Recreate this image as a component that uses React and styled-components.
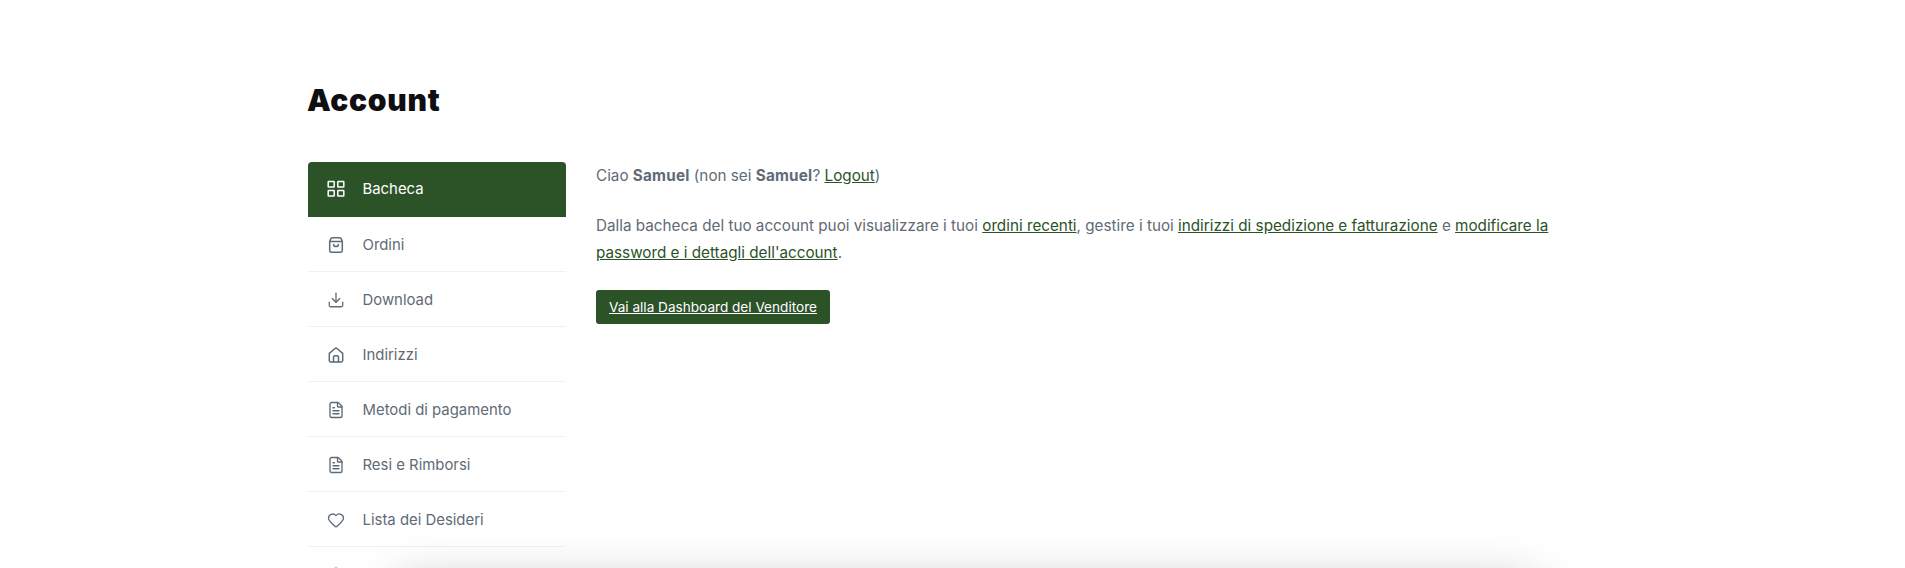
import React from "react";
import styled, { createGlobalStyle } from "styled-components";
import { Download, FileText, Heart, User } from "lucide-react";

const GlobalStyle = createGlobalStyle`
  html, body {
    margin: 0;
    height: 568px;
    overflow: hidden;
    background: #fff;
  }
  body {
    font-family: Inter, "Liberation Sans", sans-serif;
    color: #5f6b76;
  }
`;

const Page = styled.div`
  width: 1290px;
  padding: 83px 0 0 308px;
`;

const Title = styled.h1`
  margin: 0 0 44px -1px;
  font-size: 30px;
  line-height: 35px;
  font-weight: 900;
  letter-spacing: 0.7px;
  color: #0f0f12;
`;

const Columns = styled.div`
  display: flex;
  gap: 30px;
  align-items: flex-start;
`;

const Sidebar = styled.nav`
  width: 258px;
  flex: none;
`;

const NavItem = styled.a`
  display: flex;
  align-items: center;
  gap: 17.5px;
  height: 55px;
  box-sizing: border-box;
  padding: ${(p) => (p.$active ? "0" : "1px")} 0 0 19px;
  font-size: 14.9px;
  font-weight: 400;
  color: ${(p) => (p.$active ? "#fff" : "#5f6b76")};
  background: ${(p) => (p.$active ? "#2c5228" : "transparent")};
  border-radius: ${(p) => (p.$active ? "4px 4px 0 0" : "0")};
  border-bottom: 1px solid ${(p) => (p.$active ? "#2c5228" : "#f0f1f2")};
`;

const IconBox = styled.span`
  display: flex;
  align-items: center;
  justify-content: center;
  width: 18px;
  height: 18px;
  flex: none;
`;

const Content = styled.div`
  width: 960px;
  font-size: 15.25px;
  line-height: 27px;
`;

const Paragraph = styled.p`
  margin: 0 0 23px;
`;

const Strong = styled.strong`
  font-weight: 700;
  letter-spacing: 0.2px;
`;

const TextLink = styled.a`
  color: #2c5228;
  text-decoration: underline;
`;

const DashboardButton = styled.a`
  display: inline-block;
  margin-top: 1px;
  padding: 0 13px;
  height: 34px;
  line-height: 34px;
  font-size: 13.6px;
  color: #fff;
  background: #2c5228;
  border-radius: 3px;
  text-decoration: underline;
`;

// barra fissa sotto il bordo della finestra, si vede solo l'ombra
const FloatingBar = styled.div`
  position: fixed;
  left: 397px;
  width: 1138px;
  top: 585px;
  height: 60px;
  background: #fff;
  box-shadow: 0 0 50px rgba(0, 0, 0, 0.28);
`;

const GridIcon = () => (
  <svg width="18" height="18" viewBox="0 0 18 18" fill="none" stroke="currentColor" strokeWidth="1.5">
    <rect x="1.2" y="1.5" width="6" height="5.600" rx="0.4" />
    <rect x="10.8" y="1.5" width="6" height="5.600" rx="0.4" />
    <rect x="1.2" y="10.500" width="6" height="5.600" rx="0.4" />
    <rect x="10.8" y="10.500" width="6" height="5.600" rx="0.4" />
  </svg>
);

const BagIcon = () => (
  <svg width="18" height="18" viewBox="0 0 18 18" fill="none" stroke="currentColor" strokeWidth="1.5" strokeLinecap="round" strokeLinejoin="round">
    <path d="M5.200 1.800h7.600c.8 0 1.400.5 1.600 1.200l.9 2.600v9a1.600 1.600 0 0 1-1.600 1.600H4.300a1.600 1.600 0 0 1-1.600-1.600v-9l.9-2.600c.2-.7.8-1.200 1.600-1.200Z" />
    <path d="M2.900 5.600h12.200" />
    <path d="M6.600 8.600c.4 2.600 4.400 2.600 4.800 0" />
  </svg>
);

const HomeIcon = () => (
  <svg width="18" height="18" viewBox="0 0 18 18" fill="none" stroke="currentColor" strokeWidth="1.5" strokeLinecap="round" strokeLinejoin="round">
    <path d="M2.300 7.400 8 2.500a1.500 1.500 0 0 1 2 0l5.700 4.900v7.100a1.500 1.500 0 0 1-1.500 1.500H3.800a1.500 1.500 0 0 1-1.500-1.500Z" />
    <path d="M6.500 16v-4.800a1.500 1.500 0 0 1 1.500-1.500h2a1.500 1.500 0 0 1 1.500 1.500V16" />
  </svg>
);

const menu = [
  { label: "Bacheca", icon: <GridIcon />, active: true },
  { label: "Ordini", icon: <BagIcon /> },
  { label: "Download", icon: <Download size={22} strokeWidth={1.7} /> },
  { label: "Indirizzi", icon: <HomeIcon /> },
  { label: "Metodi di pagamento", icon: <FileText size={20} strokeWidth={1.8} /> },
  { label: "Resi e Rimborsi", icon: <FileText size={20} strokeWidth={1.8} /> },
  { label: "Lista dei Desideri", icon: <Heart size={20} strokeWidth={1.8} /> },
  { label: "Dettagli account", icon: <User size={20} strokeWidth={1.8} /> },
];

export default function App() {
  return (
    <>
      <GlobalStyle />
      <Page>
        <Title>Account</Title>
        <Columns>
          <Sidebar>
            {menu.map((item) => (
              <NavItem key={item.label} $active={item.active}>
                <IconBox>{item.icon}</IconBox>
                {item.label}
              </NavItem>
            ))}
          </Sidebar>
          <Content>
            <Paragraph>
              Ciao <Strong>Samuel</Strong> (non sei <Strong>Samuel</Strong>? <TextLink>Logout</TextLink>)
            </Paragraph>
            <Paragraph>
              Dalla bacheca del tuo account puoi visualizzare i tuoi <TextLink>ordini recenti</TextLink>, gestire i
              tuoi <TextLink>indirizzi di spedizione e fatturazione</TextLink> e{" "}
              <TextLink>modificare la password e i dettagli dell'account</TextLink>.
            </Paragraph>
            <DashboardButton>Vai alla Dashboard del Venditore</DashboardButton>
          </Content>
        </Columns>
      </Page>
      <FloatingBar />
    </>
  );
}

++++++

> **Your task**:
Write the listing out a second time exactly, dropping all images.

> **Solved exercise**:
Recreate this image as a component that uses React and styled-components.
import React from "react";
import styled, { createGlobalStyle } from "styled-components";
import { Download, FileText, Heart, User } from "lucide-react";

const GlobalStyle = createGlobalStyle`
  html, body {
    margin: 0;
    height: 568px;
    overflow: hidden;
    background: #fff;
  }
  body {
    font-family: Inter, "Liberation Sans", sans-serif;
    color: #5f6b76;
  }
`;

const Page = styled.div`
  width: 1290px;
  padding: 83px 0 0 308px;
`;

const Title = styled.h1`
  margin: 0 0 44px -1px;
  font-size: 30px;
  line-height: 35px;
  font-weight: 900;
  letter-spacing: 0.7px;
  color: #0f0f12;
`;

const Columns = styled.div`
  display: flex;
  gap: 30px;
  align-items: flex-start;
`;

const Sidebar = styled.nav`
  width: 258px;
  flex: none;
`;

const NavItem = styled.a`
  display: flex;
  align-items: center;
  gap: 17.5px;
  height: 55px;
  box-sizing: border-box;
  padding: ${(p) => (p.$active ? "0" : "1px")} 0 0 19px;
  font-size: 14.9px;
  font-weight: 400;
  color: ${(p) => (p.$active ? "#fff" : "#5f6b76")};
  background: ${(p) => (p.$active ? "#2c5228" : "transparent")};
  border-radius: ${(p) => (p.$active ? "4px 4px 0 0" : "0")};
  border-bottom: 1px solid ${(p) => (p.$active ? "#2c5228" : "#f0f1f2")};
`;

const IconBox = styled.span`
  display: flex;
  align-items: center;
  justify-content: center;
  width: 18px;
  height: 18px;
  flex: none;
`;

const Content = styled.div`
  width: 960px;
  font-size: 15.25px;
  line-height: 27px;
`;

const Paragraph = styled.p`
  margin: 0 0 23px;
`;

const Strong = styled.strong`
  font-weight: 700;
  letter-spacing: 0.2px;
`;

const TextLink = styled.a`
  color: #2c5228;
  text-decoration: underline;
`;

const DashboardButton = styled.a`
  display: inline-block;
  margin-top: 1px;
  padding: 0 13px;
  height: 34px;
  line-height: 34px;
  font-size: 13.6px;
  color: #fff;
  background: #2c5228;
  border-radius: 3px;
  text-decoration: underline;
`;

// barra fissa sotto il bordo della finestra, si vede solo l'ombra
const FloatingBar = styled.div`
  position: fixed;
  left: 397px;
  width: 1138px;
  top: 585px;
  height: 60px;
  background: #fff;
  box-shadow: 0 0 50px rgba(0, 0, 0, 0.28);
`;

const GridIcon = () => (
  <svg width="18" height="18" viewBox="0 0 18 18" fill="none" stroke="currentColor" strokeWidth="1.5">
    <rect x="1.2" y="1.5" width="6" height="5.600" rx="0.4" />
    <rect x="10.8" y="1.5" width="6" height="5.600" rx="0.4" />
    <rect x="1.2" y="10.500" width="6" height="5.600" rx="0.4" />
    <rect x="10.8" y="10.500" width="6" height="5.600" rx="0.4" />
  </svg>
);

const BagIcon = () => (
  <svg width="18" height="18" viewBox="0 0 18 18" fill="none" stroke="currentColor" strokeWidth="1.5" strokeLinecap="round" strokeLinejoin="round">
    <path d="M5.200 1.800h7.600c.8 0 1.400.5 1.600 1.200l.9 2.600v9a1.600 1.600 0 0 1-1.600 1.600H4.300a1.600 1.600 0 0 1-1.600-1.600v-9l.9-2.600c.2-.7.8-1.200 1.600-1.200Z" />
    <path d="M2.900 5.600h12.200" />
    <path d="M6.600 8.600c.4 2.600 4.400 2.600 4.800 0" />
  </svg>
);

const HomeIcon = () => (
  <svg width="18" height="18" viewBox="0 0 18 18" fill="none" stroke="currentColor" strokeWidth="1.5" strokeLinecap="round" strokeLinejoin="round">
    <path d="M2.300 7.400 8 2.500a1.500 1.500 0 0 1 2 0l5.700 4.900v7.100a1.500 1.500 0 0 1-1.500 1.500H3.800a1.500 1.500 0 0 1-1.500-1.500Z" />
    <path d="M6.500 16v-4.800a1.500 1.500 0 0 1 1.500-1.500h2a1.500 1.500 0 0 1 1.500 1.500V16" />
  </svg>
);

const menu = [
  { label: "Bacheca", icon: <GridIcon />, active: true },
  { label: "Ordini", icon: <BagIcon /> },
  { label: "Download", icon: <Download size={22} strokeWidth={1.7} /> },
  { label: "Indirizzi", icon: <HomeIcon /> },
  { label: "Metodi di pagamento", icon: <FileText size={20} strokeWidth={1.8} /> },
  { label: "Resi e Rimborsi", icon: <FileText size={20} strokeWidth={1.8} /> },
  { label: "Lista dei Desideri", icon: <Heart size={20} strokeWidth={1.8} /> },
  { label: "Dettagli account", icon: <User size={20} strokeWidth={1.8} /> },
];

export default function App() {
  return (
    <>
      <GlobalStyle />
      <Page>
        <Title>Account</Title>
        <Columns>
          <Sidebar>
            {menu.map((item) => (
              <NavItem key={item.label} $active={item.active}>
                <IconBox>{item.icon}</IconBox>
                {item.label}
              </NavItem>
            ))}
          </Sidebar>
          <Content>
            <Paragraph>
              Ciao <Strong>Samuel</Strong> (non sei <Strong>Samuel</Strong>? <TextLink>Logout</TextLink>)
            </Paragraph>
            <Paragraph>
              Dalla bacheca del tuo account puoi visualizzare i tuoi <TextLink>ordini recenti</TextLink>, gestire i
              tuoi <TextLink>indirizzi di spedizione e fatturazione</TextLink> e{" "}
              <TextLink>modificare la password e i dettagli dell'account</TextLink>.
            </Paragraph>
            <DashboardButton>Vai alla Dashboard del Venditore</DashboardButton>
          </Content>
        </Columns>
      </Page>
      <FloatingBar />
    </>
  );
}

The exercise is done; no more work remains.